## Data lines

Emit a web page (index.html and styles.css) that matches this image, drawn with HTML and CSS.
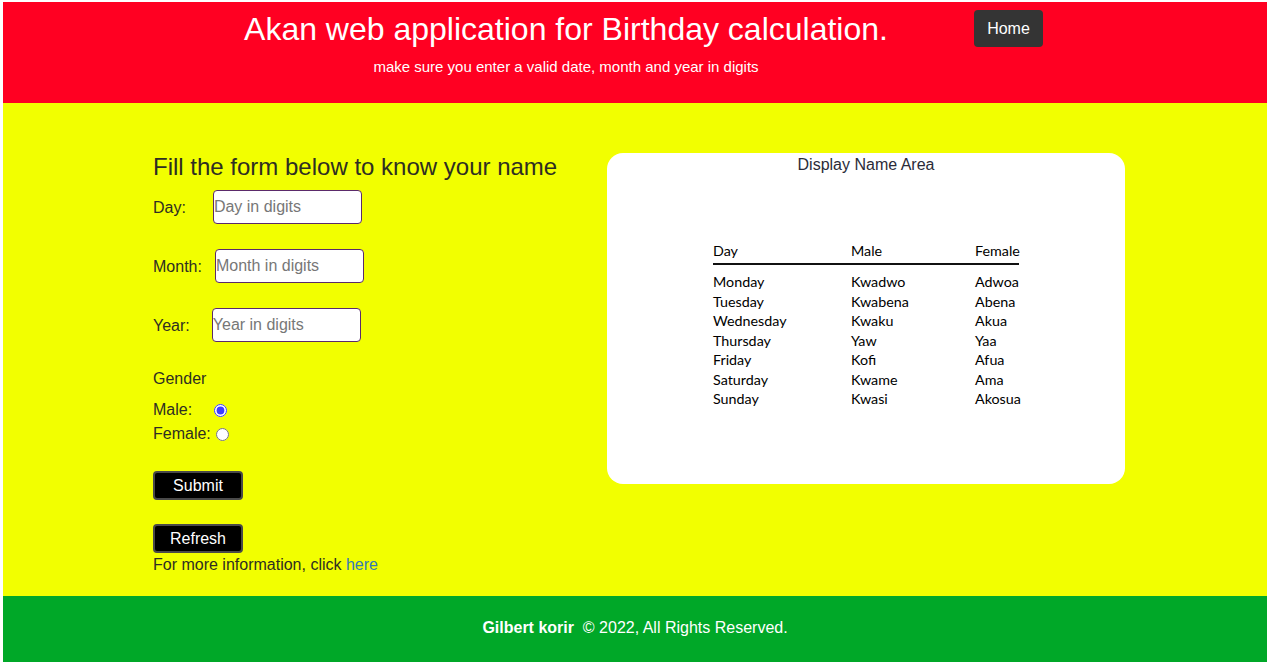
FILE: index.html
```html
<!DOCTYPE html>
<html lang="en">
<head>
<meta charset="utf-8">
<title>Akan Names</title>
<link rel="stylesheet" href="styles.css">
</head>
<body>
<div class="page">
  <header class="site-header">
    <div class="titles">
      <h1 class="title">Akan web application for Birthday calculation.</h1>
      <p class="subtitle">make sure you enter a valid date, month and year in digits</p>
    </div>
    <a class="home-btn" href="#">Home</a>
  </header>

  <main class="main">
    <section class="form-col">
      <h2 class="form-title">Fill the form below to know your name</h2>
      <form class="form">
        <div class="field">
          <label class="lbl">Day:</label>
          <input class="inp inp-day" type="text" placeholder="Day in digits">
        </div>
        <div class="field">
          <label class="lbl">Month:</label>
          <input class="inp inp-month" type="text" placeholder="Month in digits">
        </div>
        <div class="field">
          <label class="lbl">Year:</label>
          <input class="inp inp-year" type="text" placeholder="Year in digits">
        </div>
        <p class="gender">Gender</p>
        <div class="radio-row">
          <label class="lbl">Male:</label>
          <input class="radio radio-male" type="radio" name="g" checked>
        </div>
        <div class="radio-row">
          <label class="lbl">Female:</label>
          <input class="radio radio-female" type="radio" name="g">
        </div>
        <button class="btn btn-submit" type="button">Submit</button>
        <button class="btn btn-refresh" type="button">Refresh</button>
      </form>
      <p class="more">For more information, click <a class="link" href="#">here</a></p>
    </section>

    <section class="card">
      <p class="card-title">Display Name Area</p>
      <div class="names">
        <div class="names-head">
          <span>Day</span><span>Male</span><span>Female</span>
        </div>
        <div class="names-body">
          <span>Monday</span><span>Kwadwo</span><span>Adwoa</span>
          <span>Tuesday</span><span>Kwabena</span><span>Abena</span>
          <span>Wednesday</span><span>Kwaku</span><span>Akua</span>
          <span>Thursday</span><span>Yaw</span><span>Yaa</span>
          <span>Friday</span><span>Kofi</span><span>Afua</span>
          <span>Saturday</span><span>Kwame</span><span>Ama</span>
          <span>Sunday</span><span>Kwasi</span><span>Akosua</span>
        </div>
      </div>
    </section>
  </main>

  <footer class="footer">
    <strong class="author">Gilbert korir</strong>&nbsp; &copy; 2022, All Rights Reserved.
  </footer>
</div>
</body>
</html>
```
FILE: styles.css
```css
* { box-sizing: border-box; }

html, body {
  margin: 0;
  padding: 0;
  background: #ffffff;
}

body {
  padding: 2px 3px;
  font-family: "Liberation Sans", Arial, Helvetica, sans-serif;
  font-size: 16px;
  line-height: 1.15;
  color: #333333;
}

.page {
  display: flex;
  flex-direction: column;
  height: 660px;
}

/* Header */
.site-header {
  background: #ff0022;
  height: 101px;
  display: flex;
  align-items: flex-start;
  padding-left: 175px;
  flex: 0 0 auto;
}

.titles {
  width: 776px;
  text-align: center;
  color: #ffffff;
}

.title {
  margin: 8.6px 0 0;
  font-size: 32px;
  font-weight: 400;
  line-height: 36.8px;
}

.subtitle {
  margin: 11px 0 0;
  font-size: 15px;
  line-height: 17.25px;
}

.home-btn {
  margin: 8px 0 0 20px;
  display: block;
  width: 69px;
  height: 37px;
  line-height: 37px;
  text-align: center;
  background: #343434;
  color: #ffffff;
  border-radius: 4px;
  text-decoration: none;
  font-size: 16px;
}

/* Main */
.main {
  flex: 1 1 auto;
  background: #f2ff00;
  display: grid;
  grid-template-columns: 454px 518px;
  align-items: start;
  padding: 50px 0 0 150px;
}

.form-title {
  margin: 0;
  font-size: 24px;
  font-weight: 400;
  line-height: 27.6px;
  color: #2e2e22;
}

.form {
  display: flex;
  flex-direction: column;
  align-items: flex-start;
}

.field {
  display: flex;
  align-items: center;
  height: 34px;
  margin-top: 25px;
}

.field:first-child { margin-top: 9.4px; }

.field .lbl { position: relative; top: 1px; }

.lbl {
  color: #2e2e22;
}

.inp {
  width: 149px;
  height: 34px;
  margin: 0;
  padding: 0;
  border: 1px solid #5b2a6a;
  border-radius: 4px;
  background: #ffffff;
  font-family: "Liberation Sans", Arial, sans-serif;
  font-size: 16px;
  color: #333;
}

.inp::placeholder { color: #777777; }

.inp-day { margin-left: 27px; }
.inp-month { margin-left: 13px; }
.inp-year { margin-left: 22px; }

.gender {
  margin: 28px 0 0;
  line-height: 18.4px;
  color: #2e2e22;
}

.radio-row {
  display: flex;
  align-items: center;
  height: 24px;
}

.gender + .radio-row { margin-top: 10px; }

.radio {
  width: 13px;
  height: 13px;
  margin: 0;
  accent-color: #3b3bff;
}

.radio-male { margin-left: 22px; }
.radio-female { margin-left: 5px; }

.btn {
  width: 90px;
  height: 29px;
  padding: 0;
  background: #000000;
  color: #ffffff;
  border: 2px solid #4a4a4a;
  border-radius: 4px;
  font-family: "Liberation Sans", Arial, sans-serif;
  font-size: 16px;
}

.btn-submit { margin-top: 25px; }
.btn-refresh { margin-top: 24px; }

.more {
  margin: 3px 0 0;
  line-height: 18.4px;
  color: #2e2e22;
}

.link {
  color: #337ab7;
  text-decoration: none;
}

/* Card */
.card {
  background: #ffffff;
  border-radius: 16px;
  height: 331px;
  padding-top: 3px;
  display: flex;
  flex-direction: column;
  align-items: center;
}

.card-title {
  margin: 0;
  line-height: 18.4px;
  color: #2b2b38;
}

.names {
  margin-top: 67px;
  width: 306px;
  font-family: Lato, "Open Sans", sans-serif;
  font-size: 14.3px;
  line-height: 19.43px;
  color: #000000;
}

.names-head,
.names-body {
  display: grid;
  grid-template-columns: 138px 124px 1fr;
}

.names-head {
  padding-bottom: 2.2px;
  border-bottom: 2px solid #111111;
}

.names-body {
  margin-top: 7.4px;
}

/* Footer */
.footer {
  flex: 0 0 66px;
  background: #00a828;
  color: #ffffff;
  text-align: center;
  padding-top: 23px;
  line-height: 18.4px;
}

.author { font-weight: 700; }
```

## Your objective
Copy the listing exactly. Any image in it stays out of the copy.

## Exercise result
Emit a web page (index.html and styles.css) that matches this image, drawn with HTML and CSS.
FILE: index.html
```html
<!DOCTYPE html>
<html lang="en">
<head>
<meta charset="utf-8">
<title>Akan Names</title>
<link rel="stylesheet" href="styles.css">
</head>
<body>
<div class="page">
  <header class="site-header">
    <div class="titles">
      <h1 class="title">Akan web application for Birthday calculation.</h1>
      <p class="subtitle">make sure you enter a valid date, month and year in digits</p>
    </div>
    <a class="home-btn" href="#">Home</a>
  </header>

  <main class="main">
    <section class="form-col">
      <h2 class="form-title">Fill the form below to know your name</h2>
      <form class="form">
        <div class="field">
          <label class="lbl">Day:</label>
          <input class="inp inp-day" type="text" placeholder="Day in digits">
        </div>
        <div class="field">
          <label class="lbl">Month:</label>
          <input class="inp inp-month" type="text" placeholder="Month in digits">
        </div>
        <div class="field">
          <label class="lbl">Year:</label>
          <input class="inp inp-year" type="text" placeholder="Year in digits">
        </div>
        <p class="gender">Gender</p>
        <div class="radio-row">
          <label class="lbl">Male:</label>
          <input class="radio radio-male" type="radio" name="g" checked>
        </div>
        <div class="radio-row">
          <label class="lbl">Female:</label>
          <input class="radio radio-female" type="radio" name="g">
        </div>
        <button class="btn btn-submit" type="button">Submit</button>
        <button class="btn btn-refresh" type="button">Refresh</button>
      </form>
      <p class="more">For more information, click <a class="link" href="#">here</a></p>
    </section>

    <section class="card">
      <p class="card-title">Display Name Area</p>
      <div class="names">
        <div class="names-head">
          <span>Day</span><span>Male</span><span>Female</span>
        </div>
        <div class="names-body">
          <span>Monday</span><span>Kwadwo</span><span>Adwoa</span>
          <span>Tuesday</span><span>Kwabena</span><span>Abena</span>
          <span>Wednesday</span><span>Kwaku</span><span>Akua</span>
          <span>Thursday</span><span>Yaw</span><span>Yaa</span>
          <span>Friday</span><span>Kofi</span><span>Afua</span>
          <span>Saturday</span><span>Kwame</span><span>Ama</span>
          <span>Sunday</span><span>Kwasi</span><span>Akosua</span>
        </div>
      </div>
    </section>
  </main>

  <footer class="footer">
    <strong class="author">Gilbert korir</strong>&nbsp; &copy; 2022, All Rights Reserved.
  </footer>
</div>
</body>
</html>
```
FILE: styles.css
```css
* { box-sizing: border-box; }

html, body {
  margin: 0;
  padding: 0;
  background: #ffffff;
}

body {
  padding: 2px 3px;
  font-family: "Liberation Sans", Arial, Helvetica, sans-serif;
  font-size: 16px;
  line-height: 1.15;
  color: #333333;
}

.page {
  display: flex;
  flex-direction: column;
  height: 660px;
}

/* Header */
.site-header {
  background: #ff0022;
  height: 101px;
  display: flex;
  align-items: flex-start;
  padding-left: 175px;
  flex: 0 0 auto;
}

.titles {
  width: 776px;
  text-align: center;
  color: #ffffff;
}

.title {
  margin: 8.6px 0 0;
  font-size: 32px;
  font-weight: 400;
  line-height: 36.8px;
}

.subtitle {
  margin: 11px 0 0;
  font-size: 15px;
  line-height: 17.25px;
}

.home-btn {
  margin: 8px 0 0 20px;
  display: block;
  width: 69px;
  height: 37px;
  line-height: 37px;
  text-align: center;
  background: #343434;
  color: #ffffff;
  border-radius: 4px;
  text-decoration: none;
  font-size: 16px;
}

/* Main */
.main {
  flex: 1 1 auto;
  background: #f2ff00;
  display: grid;
  grid-template-columns: 454px 518px;
  align-items: start;
  padding: 50px 0 0 150px;
}

.form-title {
  margin: 0;
  font-size: 24px;
  font-weight: 400;
  line-height: 27.6px;
  color: #2e2e22;
}

.form {
  display: flex;
  flex-direction: column;
  align-items: flex-start;
}

.field {
  display: flex;
  align-items: center;
  height: 34px;
  margin-top: 25px;
}

.field:first-child { margin-top: 9.4px; }

.field .lbl { position: relative; top: 1px; }

.lbl {
  color: #2e2e22;
}

.inp {
  width: 149px;
  height: 34px;
  margin: 0;
  padding: 0;
  border: 1px solid #5b2a6a;
  border-radius: 4px;
  background: #ffffff;
  font-family: "Liberation Sans", Arial, sans-serif;
  font-size: 16px;
  color: #333;
}

.inp::placeholder { color: #777777; }

.inp-day { margin-left: 27px; }
.inp-month { margin-left: 13px; }
.inp-year { margin-left: 22px; }

.gender {
  margin: 28px 0 0;
  line-height: 18.4px;
  color: #2e2e22;
}

.radio-row {
  display: flex;
  align-items: center;
  height: 24px;
}

.gender + .radio-row { margin-top: 10px; }

.radio {
  width: 13px;
  height: 13px;
  margin: 0;
  accent-color: #3b3bff;
}

.radio-male { margin-left: 22px; }
.radio-female { margin-left: 5px; }

.btn {
  width: 90px;
  height: 29px;
  padding: 0;
  background: #000000;
  color: #ffffff;
  border: 2px solid #4a4a4a;
  border-radius: 4px;
  font-family: "Liberation Sans", Arial, sans-serif;
  font-size: 16px;
}

.btn-submit { margin-top: 25px; }
.btn-refresh { margin-top: 24px; }

.more {
  margin: 3px 0 0;
  line-height: 18.4px;
  color: #2e2e22;
}

.link {
  color: #337ab7;
  text-decoration: none;
}

/* Card */
.card {
  background: #ffffff;
  border-radius: 16px;
  height: 331px;
  padding-top: 3px;
  display: flex;
  flex-direction: column;
  align-items: center;
}

.card-title {
  margin: 0;
  line-height: 18.4px;
  color: #2b2b38;
}

.names {
  margin-top: 67px;
  width: 306px;
  font-family: Lato, "Open Sans", sans-serif;
  font-size: 14.3px;
  line-height: 19.43px;
  color: #000000;
}

.names-head,
.names-body {
  display: grid;
  grid-template-columns: 138px 124px 1fr;
}

.names-head {
  padding-bottom: 2.2px;
  border-bottom: 2px solid #111111;
}

.names-body {
  margin-top: 7.4px;
}

/* Footer */
.footer {
  flex: 0 0 66px;
  background: #00a828;
  color: #ffffff;
  text-align: center;
  padding-top: 23px;
  line-height: 18.4px;
}

.author { font-weight: 700; }
```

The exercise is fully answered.